[Front-end source files]
+++++

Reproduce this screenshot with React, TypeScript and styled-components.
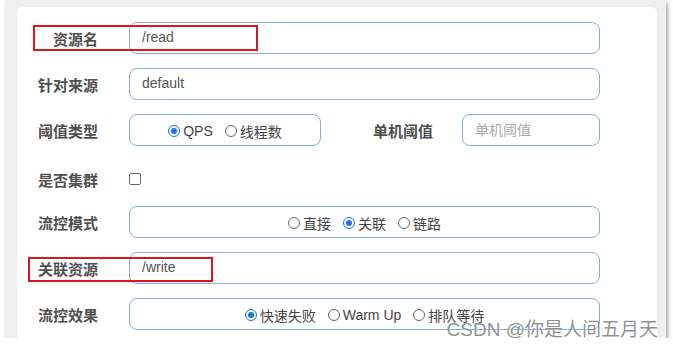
import styled, { createGlobalStyle } from "styled-components";

const GlobalStyle = createGlobalStyle`
  html, body {
    margin: 0;
    padding: 0;
    background: #ffffff;
  }
  body {
    font-family: "Liberation Sans", "Noto Sans CJK SC", sans-serif;
  }
`;

const Frame = styled.div`
  position: relative;
  box-sizing: border-box;
  width: 661px;
  height: 338px;
  margin-left: 5px;
  padding: 7px 9px 0 12px;
  background: #efefef;
  box-shadow: 2px 3px 4px rgba(0, 0, 0, 0.35);
`;

const Card = styled.div`
  box-sizing: border-box;
  height: 331px;
  background: #ffffff;
  border-radius: 6px 6px 0 0;
  padding: 15px 57px 0 0;
  display: grid;
  grid-template-columns: 81px 1fr;
  grid-auto-rows: 32px;
  column-gap: 31px;
  row-gap: 14px;
`;

const Label = styled.div<{ $shift?: number }>`
  position: relative;
  display: flex;
  align-items: center;
  justify-content: flex-end;
  padding-top: ${(p) => p.$shift ?? 0}px;
  font-family: "Noto Sans CJK SC", sans-serif;
  font-size: 15px;
  font-weight: 700;
  color: #4f4f4f;
`;

const Field = styled.div<{ $width?: number; $center?: boolean }>`
  box-sizing: border-box;
  width: ${(p) => (p.$width ? `${p.$width}px` : "100%")};
  height: 32px;
  border: 1px solid #88aed8;
  border-radius: 8px;
  padding: ${(p) => (p.$center ? "2px 12px 0" : "0 12px 2px")};
  display: flex;
  align-items: center;
  justify-content: ${(p) => (p.$center ? "center" : "flex-start")};
  gap: 12px;
  font-family: "Liberation Sans", "Noto Sans CJK SC", sans-serif;
  font-size: 14px;
  color: #555555;
`;

const Placeholder = styled.span`
  font-family: "Noto Sans CJK SC", sans-serif;
  color: #aaaaaa;
  font-size: 14px;
`;

const Split = styled.div`
  display: flex;
  align-items: center;
`;

const SideLabel = styled(Label)`
  width: 112px;
  margin-right: 29px;
`;

const Option = styled.span`
  display: inline-flex;
  align-items: center;
  gap: 3px;
  font-family: "Liberation Sans", "Noto Sans CJK SC", sans-serif;
  font-size: 14px;
  color: #444444;
`;

const Radio = styled.span<{ $on?: boolean }>`
  box-sizing: border-box;
  width: 12px;
  height: 12px;
  border-radius: 50%;
  border: ${(p) => (p.$on ? "1.5px solid #1a73e8" : "1px solid #666666")};
  display: inline-flex;
  align-items: center;
  justify-content: center;
  &::after {
    content: "";
    width: 6px;
    height: 6px;
    border-radius: 50%;
    background: ${(p) => (p.$on ? "#1a73e8" : "transparent")};
  }
`;

const CheckCell = styled.div`
  display: flex;
  align-items: center;
  padding-top: 6px;
`;

const Checkbox = styled.span`
  box-sizing: border-box;
  width: 12px;
  height: 12px;
  border: 1px solid #666666;
  border-radius: 2px;
`;

const Highlight = styled.div<{ $left: number; $top: number; $width: number; $height: number }>`
  position: absolute;
  left: ${(p) => p.$left}px;
  top: ${(p) => p.$top}px;
  width: ${(p) => p.$width}px;
  height: ${(p) => p.$height}px;
  box-sizing: border-box;
  border: 2px solid #e3131b;
  pointer-events: none;
`;

const Watermark = styled.div`
  position: absolute;
  right: 8px;
  bottom: -3px;
  font-family: "Liberation Sans", "Noto Sans CJK SC", sans-serif;
  font-size: 19px;
  color: rgba(125, 125, 125, 0.85);
  text-shadow: 0 0 1px rgba(255, 255, 255, 0.9);
  white-space: nowrap;
`;

const App = () => {
  return (
    <>
      <GlobalStyle />
      <Frame>
        <Card>
          <Label>
            资源名
            <Highlight $left={16} $top={3} $width={225} $height={26} />
          </Label>
          <Field>/read</Field>

          <Label>针对来源</Label>
          <Field>default</Field>

          <Label>阈值类型</Label>
          <Split>
            <Field $width={192} $center>
              <Option>
                <Radio $on />
                QPS
              </Option>
              <Option>
                <Radio />
                线程数
              </Option>
            </Field>
            <SideLabel>单机阈值</SideLabel>
            <Field $width={138}>
              <Placeholder>单机阈值</Placeholder>
            </Field>
          </Split>

          <Label $shift={6}>是否集群</Label>
          <CheckCell>
            <Checkbox />
          </CheckCell>

          <Label>流控模式</Label>
          <Field $center>
            <Option>
              <Radio />
              直接
            </Option>
            <Option>
              <Radio $on />
              关联
            </Option>
            <Option>
              <Radio />
              链路
            </Option>
          </Field>

          <Label>
            关联资源
            <Highlight $left={11} $top={5} $width={185} $height={25} />
          </Label>
          <Field>/write</Field>

          <Label>流控效果</Label>
          <Field $center>
            <Option>
              <Radio $on />
              快速失败
            </Option>
            <Option>
              <Radio />
              Warm Up
            </Option>
            <Option>
              <Radio />
              排队等待
            </Option>
          </Field>
        </Card>
        <Watermark>CSDN @你是人间五月天</Watermark>
      </Frame>
    </>
  );
};

export default App;
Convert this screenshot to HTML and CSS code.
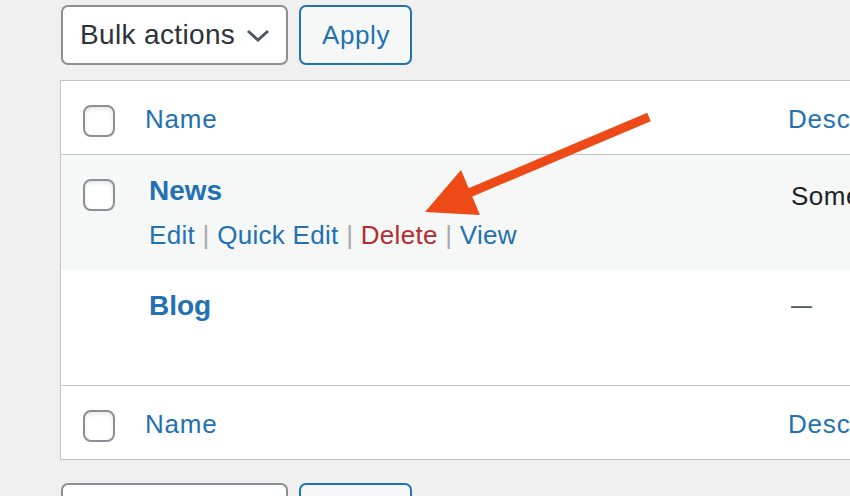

+++++

> _Challenge_
Leave out the pictures and output the rest of the material exactly as written.

> _Full response_
Reproduce this screenshot with React, TypeScript and styled-components.
import styled, { createGlobalStyle } from "styled-components";

const GlobalStyle = createGlobalStyle`
  html, body {
    margin: 0;
    padding: 0;
    background: #ffffff;
  }
  body {
    font-family: "Liberation Sans", "Noto Sans CJK SC", sans-serif;
  }
`;

const Frame = styled.div`
  position: relative;
  box-sizing: border-box;
  width: 661px;
  height: 338px;
  margin-left: 5px;
  padding: 7px 9px 0 12px;
  background: #efefef;
  box-shadow: 2px 3px 4px rgba(0, 0, 0, 0.35);
`;

const Card = styled.div`
  box-sizing: border-box;
  height: 331px;
  background: #ffffff;
  border-radius: 6px 6px 0 0;
  padding: 15px 57px 0 0;
  display: grid;
  grid-template-columns: 81px 1fr;
  grid-auto-rows: 32px;
  column-gap: 31px;
  row-gap: 14px;
`;

const Label = styled.div<{ $shift?: number }>`
  position: relative;
  display: flex;
  align-items: center;
  justify-content: flex-end;
  padding-top: ${(p) => p.$shift ?? 0}px;
  font-family: "Noto Sans CJK SC", sans-serif;
  font-size: 15px;
  font-weight: 700;
  color: #4f4f4f;
`;

const Field = styled.div<{ $width?: number; $center?: boolean }>`
  box-sizing: border-box;
  width: ${(p) => (p.$width ? `${p.$width}px` : "100%")};
  height: 32px;
  border: 1px solid #88aed8;
  border-radius: 8px;
  padding: ${(p) => (p.$center ? "2px 12px 0" : "0 12px 2px")};
  display: flex;
  align-items: center;
  justify-content: ${(p) => (p.$center ? "center" : "flex-start")};
  gap: 12px;
  font-family: "Liberation Sans", "Noto Sans CJK SC", sans-serif;
  font-size: 14px;
  color: #555555;
`;

const Placeholder = styled.span`
  font-family: "Noto Sans CJK SC", sans-serif;
  color: #aaaaaa;
  font-size: 14px;
`;

const Split = styled.div`
  display: flex;
  align-items: center;
`;

const SideLabel = styled(Label)`
  width: 112px;
  margin-right: 29px;
`;

const Option = styled.span`
  display: inline-flex;
  align-items: center;
  gap: 3px;
  font-family: "Liberation Sans", "Noto Sans CJK SC", sans-serif;
  font-size: 14px;
  color: #444444;
`;

const Radio = styled.span<{ $on?: boolean }>`
  box-sizing: border-box;
  width: 12px;
  height: 12px;
  border-radius: 50%;
  border: ${(p) => (p.$on ? "1.5px solid #1a73e8" : "1px solid #666666")};
  display: inline-flex;
  align-items: center;
  justify-content: center;
  &::after {
    content: "";
    width: 6px;
    height: 6px;
    border-radius: 50%;
    background: ${(p) => (p.$on ? "#1a73e8" : "transparent")};
  }
`;

const CheckCell = styled.div`
  display: flex;
  align-items: center;
  padding-top: 6px;
`;

const Checkbox = styled.span`
  box-sizing: border-box;
  width: 12px;
  height: 12px;
  border: 1px solid #666666;
  border-radius: 2px;
`;

const Highlight = styled.div<{ $left: number; $top: number; $width: number; $height: number }>`
  position: absolute;
  left: ${(p) => p.$left}px;
  top: ${(p) => p.$top}px;
  width: ${(p) => p.$width}px;
  height: ${(p) => p.$height}px;
  box-sizing: border-box;
  border: 2px solid #e3131b;
  pointer-events: none;
`;

const Watermark = styled.div`
  position: absolute;
  right: 8px;
  bottom: -3px;
  font-family: "Liberation Sans", "Noto Sans CJK SC", sans-serif;
  font-size: 19px;
  color: rgba(125, 125, 125, 0.85);
  text-shadow: 0 0 1px rgba(255, 255, 255, 0.9);
  white-space: nowrap;
`;

const App = () => {
  return (
    <>
      <GlobalStyle />
      <Frame>
        <Card>
          <Label>
            资源名
            <Highlight $left={16} $top={3} $width={225} $height={26} />
          </Label>
          <Field>/read</Field>

          <Label>针对来源</Label>
          <Field>default</Field>

          <Label>阈值类型</Label>
          <Split>
            <Field $width={192} $center>
              <Option>
                <Radio $on />
                QPS
              </Option>
              <Option>
                <Radio />
                线程数
              </Option>
            </Field>
            <SideLabel>单机阈值</SideLabel>
            <Field $width={138}>
              <Placeholder>单机阈值</Placeholder>
            </Field>
          </Split>

          <Label $shift={6}>是否集群</Label>
          <CheckCell>
            <Checkbox />
          </CheckCell>

          <Label>流控模式</Label>
          <Field $center>
            <Option>
              <Radio />
              直接
            </Option>
            <Option>
              <Radio $on />
              关联
            </Option>
            <Option>
              <Radio />
              链路
            </Option>
          </Field>

          <Label>
            关联资源
            <Highlight $left={11} $top={5} $width={185} $height={25} />
          </Label>
          <Field>/write</Field>

          <Label>流控效果</Label>
          <Field $center>
            <Option>
              <Radio $on />
              快速失败
            </Option>
            <Option>
              <Radio />
              Warm Up
            </Option>
            <Option>
              <Radio />
              排队等待
            </Option>
          </Field>
        </Card>
        <Watermark>CSDN @你是人间五月天</Watermark>
      </Frame>
    </>
  );
};

export default App;
Convert this screenshot to HTML and CSS code.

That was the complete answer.